* Begin Material provided *

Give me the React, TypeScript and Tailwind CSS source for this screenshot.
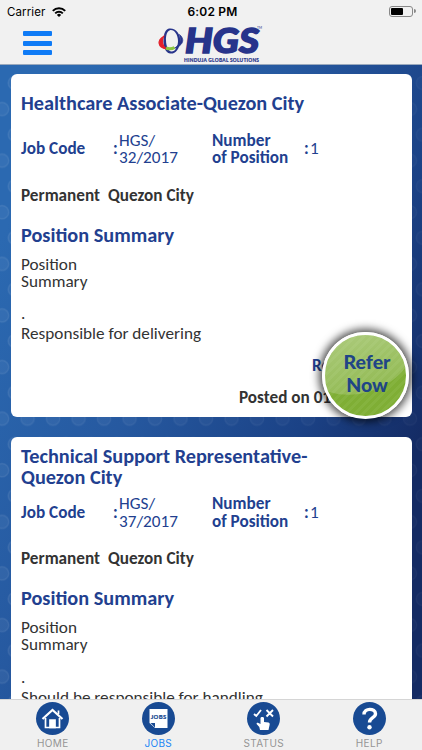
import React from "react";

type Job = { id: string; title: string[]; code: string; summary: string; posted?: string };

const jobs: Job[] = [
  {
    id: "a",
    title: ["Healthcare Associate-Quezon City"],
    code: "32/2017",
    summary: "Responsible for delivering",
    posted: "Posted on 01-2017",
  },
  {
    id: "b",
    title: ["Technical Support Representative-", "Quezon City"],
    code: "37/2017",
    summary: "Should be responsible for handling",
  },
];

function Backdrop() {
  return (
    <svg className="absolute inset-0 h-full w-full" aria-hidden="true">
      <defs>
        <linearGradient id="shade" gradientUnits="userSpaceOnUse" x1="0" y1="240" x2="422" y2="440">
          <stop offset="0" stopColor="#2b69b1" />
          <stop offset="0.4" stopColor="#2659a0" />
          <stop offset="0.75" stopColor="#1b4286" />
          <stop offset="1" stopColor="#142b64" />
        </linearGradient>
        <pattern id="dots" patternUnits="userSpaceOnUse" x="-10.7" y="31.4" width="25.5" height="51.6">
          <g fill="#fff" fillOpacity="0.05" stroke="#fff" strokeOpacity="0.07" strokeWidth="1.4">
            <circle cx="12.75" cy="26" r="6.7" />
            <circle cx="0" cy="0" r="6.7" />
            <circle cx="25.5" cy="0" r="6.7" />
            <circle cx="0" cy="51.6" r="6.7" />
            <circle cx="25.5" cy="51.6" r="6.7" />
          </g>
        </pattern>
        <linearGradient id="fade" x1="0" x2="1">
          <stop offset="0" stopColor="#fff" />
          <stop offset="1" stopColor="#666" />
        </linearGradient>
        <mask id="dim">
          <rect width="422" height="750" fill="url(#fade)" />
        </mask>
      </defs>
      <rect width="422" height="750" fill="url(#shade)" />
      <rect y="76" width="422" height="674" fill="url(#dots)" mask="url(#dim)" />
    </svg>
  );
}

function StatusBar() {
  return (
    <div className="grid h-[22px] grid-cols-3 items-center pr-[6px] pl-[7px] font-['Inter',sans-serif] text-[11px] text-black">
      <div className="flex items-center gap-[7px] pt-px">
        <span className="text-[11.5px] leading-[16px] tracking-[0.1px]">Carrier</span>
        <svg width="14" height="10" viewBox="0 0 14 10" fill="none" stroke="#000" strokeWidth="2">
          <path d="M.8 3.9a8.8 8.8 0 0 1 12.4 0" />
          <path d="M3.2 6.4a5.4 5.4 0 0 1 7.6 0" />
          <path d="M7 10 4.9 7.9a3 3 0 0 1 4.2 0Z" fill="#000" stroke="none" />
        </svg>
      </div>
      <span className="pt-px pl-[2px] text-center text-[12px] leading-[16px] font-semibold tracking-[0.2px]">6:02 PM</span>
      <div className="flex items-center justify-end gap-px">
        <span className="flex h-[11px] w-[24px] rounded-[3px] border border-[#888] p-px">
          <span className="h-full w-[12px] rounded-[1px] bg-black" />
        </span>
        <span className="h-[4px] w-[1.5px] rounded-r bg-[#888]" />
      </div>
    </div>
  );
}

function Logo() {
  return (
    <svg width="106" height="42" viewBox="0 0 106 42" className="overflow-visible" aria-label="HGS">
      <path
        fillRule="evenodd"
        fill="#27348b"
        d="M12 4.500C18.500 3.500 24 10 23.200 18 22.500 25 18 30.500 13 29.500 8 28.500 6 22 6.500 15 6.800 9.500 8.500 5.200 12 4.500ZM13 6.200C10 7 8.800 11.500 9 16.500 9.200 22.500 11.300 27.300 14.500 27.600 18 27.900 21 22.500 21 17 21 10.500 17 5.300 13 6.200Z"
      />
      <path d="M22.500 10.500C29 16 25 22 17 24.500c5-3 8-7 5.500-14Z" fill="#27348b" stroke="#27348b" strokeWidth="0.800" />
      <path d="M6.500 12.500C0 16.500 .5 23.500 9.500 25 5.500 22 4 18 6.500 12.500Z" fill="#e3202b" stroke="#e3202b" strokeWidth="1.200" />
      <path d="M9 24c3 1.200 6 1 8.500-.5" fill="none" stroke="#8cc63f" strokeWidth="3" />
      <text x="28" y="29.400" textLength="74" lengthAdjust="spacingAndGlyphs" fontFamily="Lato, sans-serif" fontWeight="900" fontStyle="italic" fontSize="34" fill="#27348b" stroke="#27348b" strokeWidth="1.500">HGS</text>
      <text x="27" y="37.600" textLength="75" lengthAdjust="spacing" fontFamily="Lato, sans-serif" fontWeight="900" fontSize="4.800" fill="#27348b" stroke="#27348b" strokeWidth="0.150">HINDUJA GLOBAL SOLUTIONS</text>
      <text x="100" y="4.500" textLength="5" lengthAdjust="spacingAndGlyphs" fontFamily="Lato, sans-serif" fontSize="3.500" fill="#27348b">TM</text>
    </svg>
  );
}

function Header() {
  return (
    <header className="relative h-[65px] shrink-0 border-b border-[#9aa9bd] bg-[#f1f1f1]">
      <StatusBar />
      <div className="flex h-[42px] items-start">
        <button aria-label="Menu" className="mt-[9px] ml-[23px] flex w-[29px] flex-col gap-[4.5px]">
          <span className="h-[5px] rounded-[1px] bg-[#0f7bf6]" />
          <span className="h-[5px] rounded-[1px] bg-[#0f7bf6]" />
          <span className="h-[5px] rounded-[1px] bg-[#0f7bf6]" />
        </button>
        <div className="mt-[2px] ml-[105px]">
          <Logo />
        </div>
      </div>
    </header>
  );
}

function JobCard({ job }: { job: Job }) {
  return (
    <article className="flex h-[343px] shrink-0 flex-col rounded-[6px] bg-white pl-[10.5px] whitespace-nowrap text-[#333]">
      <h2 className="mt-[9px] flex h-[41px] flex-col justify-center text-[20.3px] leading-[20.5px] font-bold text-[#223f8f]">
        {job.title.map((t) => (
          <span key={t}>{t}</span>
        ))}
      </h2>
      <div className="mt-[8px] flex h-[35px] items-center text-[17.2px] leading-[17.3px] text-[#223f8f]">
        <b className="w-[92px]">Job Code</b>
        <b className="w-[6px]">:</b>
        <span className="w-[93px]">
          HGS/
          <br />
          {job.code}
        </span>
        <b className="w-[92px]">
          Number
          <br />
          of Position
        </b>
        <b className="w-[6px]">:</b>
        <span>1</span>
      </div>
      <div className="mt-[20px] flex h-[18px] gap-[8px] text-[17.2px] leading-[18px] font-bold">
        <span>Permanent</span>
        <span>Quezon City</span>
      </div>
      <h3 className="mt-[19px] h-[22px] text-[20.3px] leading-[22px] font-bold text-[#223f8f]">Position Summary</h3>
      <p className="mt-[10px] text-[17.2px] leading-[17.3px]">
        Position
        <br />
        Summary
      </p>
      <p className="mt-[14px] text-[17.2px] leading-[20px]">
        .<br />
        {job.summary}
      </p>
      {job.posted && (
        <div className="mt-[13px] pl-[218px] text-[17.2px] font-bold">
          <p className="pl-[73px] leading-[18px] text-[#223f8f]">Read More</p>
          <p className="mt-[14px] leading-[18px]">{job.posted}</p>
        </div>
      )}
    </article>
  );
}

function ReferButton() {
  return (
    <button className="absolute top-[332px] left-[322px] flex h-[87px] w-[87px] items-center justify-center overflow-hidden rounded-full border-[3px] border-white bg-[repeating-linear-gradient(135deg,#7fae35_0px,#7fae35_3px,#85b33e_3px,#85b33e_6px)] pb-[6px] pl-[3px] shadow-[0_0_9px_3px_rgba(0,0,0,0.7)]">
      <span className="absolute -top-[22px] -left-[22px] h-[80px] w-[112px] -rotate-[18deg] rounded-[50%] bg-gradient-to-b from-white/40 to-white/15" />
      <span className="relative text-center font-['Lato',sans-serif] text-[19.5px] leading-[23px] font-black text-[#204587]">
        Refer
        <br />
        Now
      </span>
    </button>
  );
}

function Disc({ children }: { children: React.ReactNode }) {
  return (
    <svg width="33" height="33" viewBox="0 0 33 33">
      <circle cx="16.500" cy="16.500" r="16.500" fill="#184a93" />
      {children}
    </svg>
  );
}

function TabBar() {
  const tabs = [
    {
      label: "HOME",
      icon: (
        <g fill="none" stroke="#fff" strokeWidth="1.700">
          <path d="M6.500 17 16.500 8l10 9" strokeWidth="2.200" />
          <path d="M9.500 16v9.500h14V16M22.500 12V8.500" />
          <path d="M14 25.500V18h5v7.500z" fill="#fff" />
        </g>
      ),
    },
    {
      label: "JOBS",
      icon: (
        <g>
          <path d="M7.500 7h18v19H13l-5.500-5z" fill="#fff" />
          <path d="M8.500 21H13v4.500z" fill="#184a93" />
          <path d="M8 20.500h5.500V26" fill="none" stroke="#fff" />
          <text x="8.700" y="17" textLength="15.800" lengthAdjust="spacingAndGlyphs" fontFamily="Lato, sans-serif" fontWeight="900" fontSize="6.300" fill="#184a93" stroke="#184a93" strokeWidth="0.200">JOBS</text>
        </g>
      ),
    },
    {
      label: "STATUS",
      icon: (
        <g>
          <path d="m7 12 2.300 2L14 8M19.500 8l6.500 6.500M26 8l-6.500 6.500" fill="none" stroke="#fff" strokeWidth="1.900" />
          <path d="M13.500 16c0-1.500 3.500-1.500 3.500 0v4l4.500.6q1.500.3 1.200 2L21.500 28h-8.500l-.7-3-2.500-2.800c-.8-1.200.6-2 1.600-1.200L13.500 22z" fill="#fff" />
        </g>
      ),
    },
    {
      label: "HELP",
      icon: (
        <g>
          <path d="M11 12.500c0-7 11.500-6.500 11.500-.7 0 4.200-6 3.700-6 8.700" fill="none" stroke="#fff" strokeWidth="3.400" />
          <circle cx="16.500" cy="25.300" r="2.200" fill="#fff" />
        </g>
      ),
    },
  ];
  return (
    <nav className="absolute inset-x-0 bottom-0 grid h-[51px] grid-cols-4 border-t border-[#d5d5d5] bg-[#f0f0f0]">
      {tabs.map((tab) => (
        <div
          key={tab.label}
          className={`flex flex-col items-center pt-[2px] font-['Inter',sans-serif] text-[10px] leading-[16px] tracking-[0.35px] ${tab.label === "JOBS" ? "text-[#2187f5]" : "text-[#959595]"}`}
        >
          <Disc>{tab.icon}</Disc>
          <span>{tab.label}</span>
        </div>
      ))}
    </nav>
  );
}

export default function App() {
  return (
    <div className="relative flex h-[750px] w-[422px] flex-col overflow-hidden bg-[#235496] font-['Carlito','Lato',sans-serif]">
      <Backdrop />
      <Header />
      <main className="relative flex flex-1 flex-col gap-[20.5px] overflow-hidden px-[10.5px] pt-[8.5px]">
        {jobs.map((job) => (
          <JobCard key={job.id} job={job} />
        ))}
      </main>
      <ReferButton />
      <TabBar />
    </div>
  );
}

* End Material provided *

Task details
Where a line above holds the string "React", show that line.

The answer
Give me the React, TypeScript and Tailwind CSS source for this screenshot.
import React from "react";
function Disc({ children }: { children: React.ReactNode }) {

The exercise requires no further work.